GENERAL MCCAFFREY: Well, you know, I made the rounds of the -- I listened very carefully, first. I would not be here today if I did not believe that the government of the United States was deadly serious about this. The President told me that he would not accept a time-out on this issue for a year. I made the rounds, I've listened very carefully to Dr. Bill Perry, one of the finest public servants I have ever been associated with, who started off saying, "Barry, let me tell you why I wouldn't ask my best friend to accept this job, but why I did ask the President to offer it to you." (Laughter.) There's a message there that I haven't quite sorted out.

Q General, by telling you to beef up the staffing levels of your office, why should we not construe that the President feels he made a mistake in cutting those levels in the first place in his first year in office?

GENERAL MCCAFFREY: Well, I think you should. You know, I think the President came into office committed, correctly, to decreasing the size of government. So he's working at that enormously hard with all his officials. And when they came into office they were told, and there was some argument for it, that you're not going to solve this problem in ONDCP. The way to go about it is to give the officer in charge of the responsibility Cabinet status and make the departments do it. So I think there it was a very sensible, rational decision at the time.

Now there's a viewpoint that we need a slightly larger management team. So I -- you know, the President has told me, he said, I'll give you the resources that you think are sensible. By the way, I've got to go down and consult with Congress now. I've got to go down and see the people that count in these issues -- Senator Hatch and Biden, our House leadership and appropriations -- and offer them my own views on what ought to be done and ask them for their support.

So I think that's the deal.

Q General, what will you use as empirical evidence of your success? Or if the war on drugs isn't a proper analogy, is cancer a better one, because it's something we're going to have to live with?

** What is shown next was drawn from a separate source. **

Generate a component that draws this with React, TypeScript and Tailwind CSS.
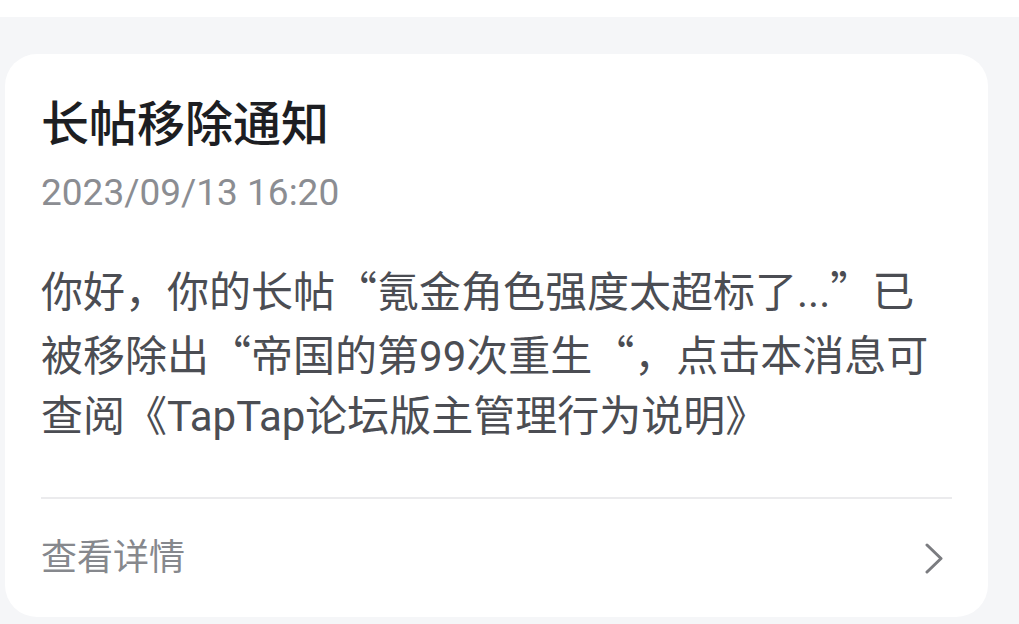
import React from "react";

const cjk = "font-['Noto_Sans_CJK_SC',sans-serif]";

const Q: React.FC<{ c: string }> = ({ c }) => <span className={cjk}>{c}</span>;

const App: React.FC = () => {
  return (
    <div className="w-[1019px] h-[624px] bg-white pt-[17px] overflow-hidden font-['Roboto','Noto_Sans_CJK_SC',sans-serif]">
      <div className="h-full bg-[#f5f6f8] pl-[5px] pr-[31px] pt-[37px]">

        {/* 通知卡片 */}
        <div className="bg-white rounded-[32px] px-[36px] pt-[43px] flex flex-col">

          <h1 className="h-[56px] text-[48px] leading-[56px] font-medium text-[#1d1e22] whitespace-nowrap">
            长帖移除通知
          </h1>

          <div className="mt-[18px] h-[44px] text-[37px] leading-[44px] text-[#8b8d92] whitespace-nowrap">
            2023/09/13 16:20
          </div>

          <div className="mt-[42px] text-[42px] leading-[64px] text-[#4b4d53] whitespace-nowrap">
            <div className="h-[64px]">
              你好，你的长帖<Q c="“" />氪金角色强度太超标了...<Q c="”" />已
            </div>
            <div className="h-[64px]">
              被移除出<Q c="“" />帝国的第99次重生<Q c="“" />，点击本消息可
            </div>
            <div className="h-[64px]">
              查阅《TapTap论坛版主管理行为说明》
            </div>
          </div>

          <div className="mt-[48px] h-[2px] bg-[#ebebed]" />

          <div className="h-[118px] flex items-center justify-between">
            <span className="text-[36px] text-[#86888d]">查看详情</span>
            <svg width="20" height="31" viewBox="0 0 20 31" fill="none" className="mr-[8px]">
              <polyline
                points="3,2 17,15.5 3,29"
                stroke="#7b7c80"
                strokeWidth="3"
                strokeLinecap="round"
                strokeLinejoin="round"
              />
            </svg>
          </div>

        </div>
      </div>
    </div>
  );
};

export default App;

GENERAL MCCAFFREY: Well, I think -- you know, again, let me just underscore sort of a closing remark. I bring a great sense of optimism to this whole notion. I do not believe in any way that it is impossible to make a deliberate attempt to more coherently address these problems. And I think there ought to be a report card -- in fact, there is, in the law. I think we ought to be held accountable for achieving results. That means the damage done to our society by drug abuse; it means whether it's measured in terms of wrecked families or criminal violence or whatever. I think we ought to look at the propensity of youths to use drugs and see where the numbers go. We ought to be held accountable for our actions. And so let's follow the issue and see how we do on it.

Q Does that mean, sir, then, given current statistics that everything heretofore has been a failure?

GENERAL MCCAFFREY: Oh, no. I started off saying we're doing -- this is an unpopular message now -- we went from 1979, 22 million regular illegal drug users to around 12 million today. In the last three years cocaine use has dropped 30 percent. So there is some very good news in this equation.

Q But the violence is up, General.

GENERAL MCCAFFREY: Well, it depends on how you say it.

Q -- lives have worsened.

GENERAL MCCAFFREY: Look, let me just assert to you that violence in general is down. When you lock a million people up, when you spend $14 billion, you do get results. So what we do see is chronic addicts we haven't gotten at. And the violence that they engender we haven't gotten at. And now we're worried about our young people.

So, you're right, we've got problems, but by golly, a lot of the energy that's gone into this with President Reagan, Bush, and now President Clinton for the last three years has paid off. And so, again, my assertion is we can achieve even better results. And I'm going to work with these people in the government and Congress and the American people and see what we can do.

We welcome your participation. Mike, thanks for including me. Thank you.